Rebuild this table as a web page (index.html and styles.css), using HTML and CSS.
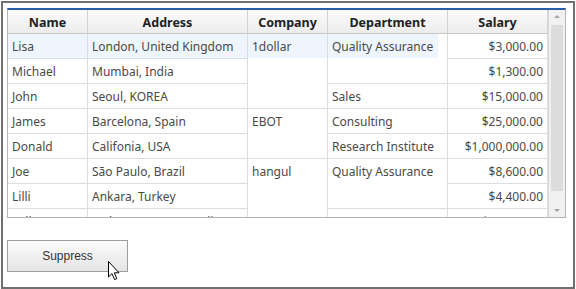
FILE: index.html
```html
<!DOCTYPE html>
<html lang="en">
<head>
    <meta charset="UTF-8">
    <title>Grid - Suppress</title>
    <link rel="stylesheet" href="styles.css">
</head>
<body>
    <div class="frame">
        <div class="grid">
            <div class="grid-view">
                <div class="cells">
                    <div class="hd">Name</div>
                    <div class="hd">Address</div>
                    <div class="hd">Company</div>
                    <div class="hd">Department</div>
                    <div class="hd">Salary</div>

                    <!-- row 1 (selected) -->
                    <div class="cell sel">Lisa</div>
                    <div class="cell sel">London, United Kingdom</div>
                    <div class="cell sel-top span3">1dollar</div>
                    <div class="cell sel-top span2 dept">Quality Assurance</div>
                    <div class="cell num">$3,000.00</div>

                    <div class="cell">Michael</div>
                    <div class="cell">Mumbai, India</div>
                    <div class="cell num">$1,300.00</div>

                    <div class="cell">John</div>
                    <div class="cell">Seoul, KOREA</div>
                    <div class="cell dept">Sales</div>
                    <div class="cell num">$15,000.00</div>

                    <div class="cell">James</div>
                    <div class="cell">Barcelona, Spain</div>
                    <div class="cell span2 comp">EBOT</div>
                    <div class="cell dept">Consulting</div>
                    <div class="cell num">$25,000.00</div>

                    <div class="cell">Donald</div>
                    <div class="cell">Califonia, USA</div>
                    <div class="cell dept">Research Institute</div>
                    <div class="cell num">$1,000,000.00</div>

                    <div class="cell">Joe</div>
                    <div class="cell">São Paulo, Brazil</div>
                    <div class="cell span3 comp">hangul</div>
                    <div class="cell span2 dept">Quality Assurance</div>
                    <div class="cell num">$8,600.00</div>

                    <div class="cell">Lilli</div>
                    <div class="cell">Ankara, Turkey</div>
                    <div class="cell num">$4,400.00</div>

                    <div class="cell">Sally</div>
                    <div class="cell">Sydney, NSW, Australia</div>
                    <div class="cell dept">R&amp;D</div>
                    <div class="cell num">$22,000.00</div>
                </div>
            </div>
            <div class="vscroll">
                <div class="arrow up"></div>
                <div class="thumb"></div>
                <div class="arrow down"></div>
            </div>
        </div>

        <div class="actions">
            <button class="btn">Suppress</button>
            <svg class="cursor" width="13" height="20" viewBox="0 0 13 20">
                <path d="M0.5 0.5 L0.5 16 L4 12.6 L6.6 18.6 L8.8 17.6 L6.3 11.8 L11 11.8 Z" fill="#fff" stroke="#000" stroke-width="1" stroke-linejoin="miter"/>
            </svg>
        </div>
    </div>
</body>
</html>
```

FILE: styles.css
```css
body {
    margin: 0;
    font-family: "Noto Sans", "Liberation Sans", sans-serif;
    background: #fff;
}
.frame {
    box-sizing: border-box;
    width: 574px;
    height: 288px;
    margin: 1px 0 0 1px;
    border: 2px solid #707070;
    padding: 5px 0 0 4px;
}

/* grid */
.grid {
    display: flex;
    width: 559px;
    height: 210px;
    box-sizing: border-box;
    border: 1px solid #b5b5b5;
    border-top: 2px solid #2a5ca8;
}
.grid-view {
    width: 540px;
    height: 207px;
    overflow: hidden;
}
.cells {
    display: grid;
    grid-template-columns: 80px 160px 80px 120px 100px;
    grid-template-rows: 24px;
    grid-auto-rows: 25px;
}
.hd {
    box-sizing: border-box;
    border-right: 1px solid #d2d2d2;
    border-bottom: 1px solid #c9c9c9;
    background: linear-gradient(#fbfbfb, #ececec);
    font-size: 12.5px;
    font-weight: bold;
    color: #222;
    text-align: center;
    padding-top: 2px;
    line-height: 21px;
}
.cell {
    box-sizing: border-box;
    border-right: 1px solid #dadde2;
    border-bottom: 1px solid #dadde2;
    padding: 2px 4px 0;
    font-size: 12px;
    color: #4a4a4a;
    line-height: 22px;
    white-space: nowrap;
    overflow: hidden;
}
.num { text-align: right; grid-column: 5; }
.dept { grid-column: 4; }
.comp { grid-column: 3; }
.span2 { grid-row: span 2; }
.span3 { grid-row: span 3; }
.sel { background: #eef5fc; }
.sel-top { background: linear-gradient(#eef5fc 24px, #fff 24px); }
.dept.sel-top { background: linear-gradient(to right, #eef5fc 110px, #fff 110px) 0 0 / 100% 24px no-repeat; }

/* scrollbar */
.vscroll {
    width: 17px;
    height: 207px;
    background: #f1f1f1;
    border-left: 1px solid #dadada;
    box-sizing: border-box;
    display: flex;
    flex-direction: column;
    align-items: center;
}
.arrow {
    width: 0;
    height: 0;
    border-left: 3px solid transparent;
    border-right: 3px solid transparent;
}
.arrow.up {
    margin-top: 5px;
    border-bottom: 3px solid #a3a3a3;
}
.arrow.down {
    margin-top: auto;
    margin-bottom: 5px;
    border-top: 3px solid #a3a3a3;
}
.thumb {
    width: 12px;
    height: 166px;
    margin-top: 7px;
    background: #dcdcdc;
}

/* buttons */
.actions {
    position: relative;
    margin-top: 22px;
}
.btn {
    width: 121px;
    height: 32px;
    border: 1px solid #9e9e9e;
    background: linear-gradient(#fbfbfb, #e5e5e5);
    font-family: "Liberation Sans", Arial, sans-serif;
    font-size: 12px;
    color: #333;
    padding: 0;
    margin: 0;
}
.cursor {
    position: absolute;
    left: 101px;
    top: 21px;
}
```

━━━

» GOAL
Transcribe the material as is, with images omitted.

» FULL ANSWER
Rebuild this table as a web page (index.html and styles.css), using HTML and CSS.
FILE: index.html
```html
<!DOCTYPE html>
<html lang="en">
<head>
    <meta charset="UTF-8">
    <title>Grid - Suppress</title>
    <link rel="stylesheet" href="styles.css">
</head>
<body>
    <div class="frame">
        <div class="grid">
            <div class="grid-view">
                <div class="cells">
                    <div class="hd">Name</div>
                    <div class="hd">Address</div>
                    <div class="hd">Company</div>
                    <div class="hd">Department</div>
                    <div class="hd">Salary</div>

                    <!-- row 1 (selected) -->
                    <div class="cell sel">Lisa</div>
                    <div class="cell sel">London, United Kingdom</div>
                    <div class="cell sel-top span3">1dollar</div>
                    <div class="cell sel-top span2 dept">Quality Assurance</div>
                    <div class="cell num">$3,000.00</div>

                    <div class="cell">Michael</div>
                    <div class="cell">Mumbai, India</div>
                    <div class="cell num">$1,300.00</div>

                    <div class="cell">John</div>
                    <div class="cell">Seoul, KOREA</div>
                    <div class="cell dept">Sales</div>
                    <div class="cell num">$15,000.00</div>

                    <div class="cell">James</div>
                    <div class="cell">Barcelona, Spain</div>
                    <div class="cell span2 comp">EBOT</div>
                    <div class="cell dept">Consulting</div>
                    <div class="cell num">$25,000.00</div>

                    <div class="cell">Donald</div>
                    <div class="cell">Califonia, USA</div>
                    <div class="cell dept">Research Institute</div>
                    <div class="cell num">$1,000,000.00</div>

                    <div class="cell">Joe</div>
                    <div class="cell">São Paulo, Brazil</div>
                    <div class="cell span3 comp">hangul</div>
                    <div class="cell span2 dept">Quality Assurance</div>
                    <div class="cell num">$8,600.00</div>

                    <div class="cell">Lilli</div>
                    <div class="cell">Ankara, Turkey</div>
                    <div class="cell num">$4,400.00</div>

                    <div class="cell">Sally</div>
                    <div class="cell">Sydney, NSW, Australia</div>
                    <div class="cell dept">R&amp;D</div>
                    <div class="cell num">$22,000.00</div>
                </div>
            </div>
            <div class="vscroll">
                <div class="arrow up"></div>
                <div class="thumb"></div>
                <div class="arrow down"></div>
            </div>
        </div>

        <div class="actions">
            <button class="btn">Suppress</button>
            <svg class="cursor" width="13" height="20" viewBox="0 0 13 20">
                <path d="M0.5 0.5 L0.5 16 L4 12.6 L6.6 18.6 L8.8 17.6 L6.3 11.8 L11 11.8 Z" fill="#fff" stroke="#000" stroke-width="1" stroke-linejoin="miter"/>
            </svg>
        </div>
    </div>
</body>
</html>
```

FILE: styles.css
```css
body {
    margin: 0;
    font-family: "Noto Sans", "Liberation Sans", sans-serif;
    background: #fff;
}
.frame {
    box-sizing: border-box;
    width: 574px;
    height: 288px;
    margin: 1px 0 0 1px;
    border: 2px solid #707070;
    padding: 5px 0 0 4px;
}

/* grid */
.grid {
    display: flex;
    width: 559px;
    height: 210px;
    box-sizing: border-box;
    border: 1px solid #b5b5b5;
    border-top: 2px solid #2a5ca8;
}
.grid-view {
    width: 540px;
    height: 207px;
    overflow: hidden;
}
.cells {
    display: grid;
    grid-template-columns: 80px 160px 80px 120px 100px;
    grid-template-rows: 24px;
    grid-auto-rows: 25px;
}
.hd {
    box-sizing: border-box;
    border-right: 1px solid #d2d2d2;
    border-bottom: 1px solid #c9c9c9;
    background: linear-gradient(#fbfbfb, #ececec);
    font-size: 12.5px;
    font-weight: bold;
    color: #222;
    text-align: center;
    padding-top: 2px;
    line-height: 21px;
}
.cell {
    box-sizing: border-box;
    border-right: 1px solid #dadde2;
    border-bottom: 1px solid #dadde2;
    padding: 2px 4px 0;
    font-size: 12px;
    color: #4a4a4a;
    line-height: 22px;
    white-space: nowrap;
    overflow: hidden;
}
.num { text-align: right; grid-column: 5; }
.dept { grid-column: 4; }
.comp { grid-column: 3; }
.span2 { grid-row: span 2; }
.span3 { grid-row: span 3; }
.sel { background: #eef5fc; }
.sel-top { background: linear-gradient(#eef5fc 24px, #fff 24px); }
.dept.sel-top { background: linear-gradient(to right, #eef5fc 110px, #fff 110px) 0 0 / 100% 24px no-repeat; }

/* scrollbar */
.vscroll {
    width: 17px;
    height: 207px;
    background: #f1f1f1;
    border-left: 1px solid #dadada;
    box-sizing: border-box;
    display: flex;
    flex-direction: column;
    align-items: center;
}
.arrow {
    width: 0;
    height: 0;
    border-left: 3px solid transparent;
    border-right: 3px solid transparent;
}
.arrow.up {
    margin-top: 5px;
    border-bottom: 3px solid #a3a3a3;
}
.arrow.down {
    margin-top: auto;
    margin-bottom: 5px;
    border-top: 3px solid #a3a3a3;
}
.thumb {
    width: 12px;
    height: 166px;
    margin-top: 7px;
    background: #dcdcdc;
}

/* buttons */
.actions {
    position: relative;
    margin-top: 22px;
}
.btn {
    width: 121px;
    height: 32px;
    border: 1px solid #9e9e9e;
    background: linear-gradient(#fbfbfb, #e5e5e5);
    font-family: "Liberation Sans", Arial, sans-serif;
    font-size: 12px;
    color: #333;
    padding: 0;
    margin: 0;
}
.cursor {
    position: absolute;
    left: 101px;
    top: 21px;
}
```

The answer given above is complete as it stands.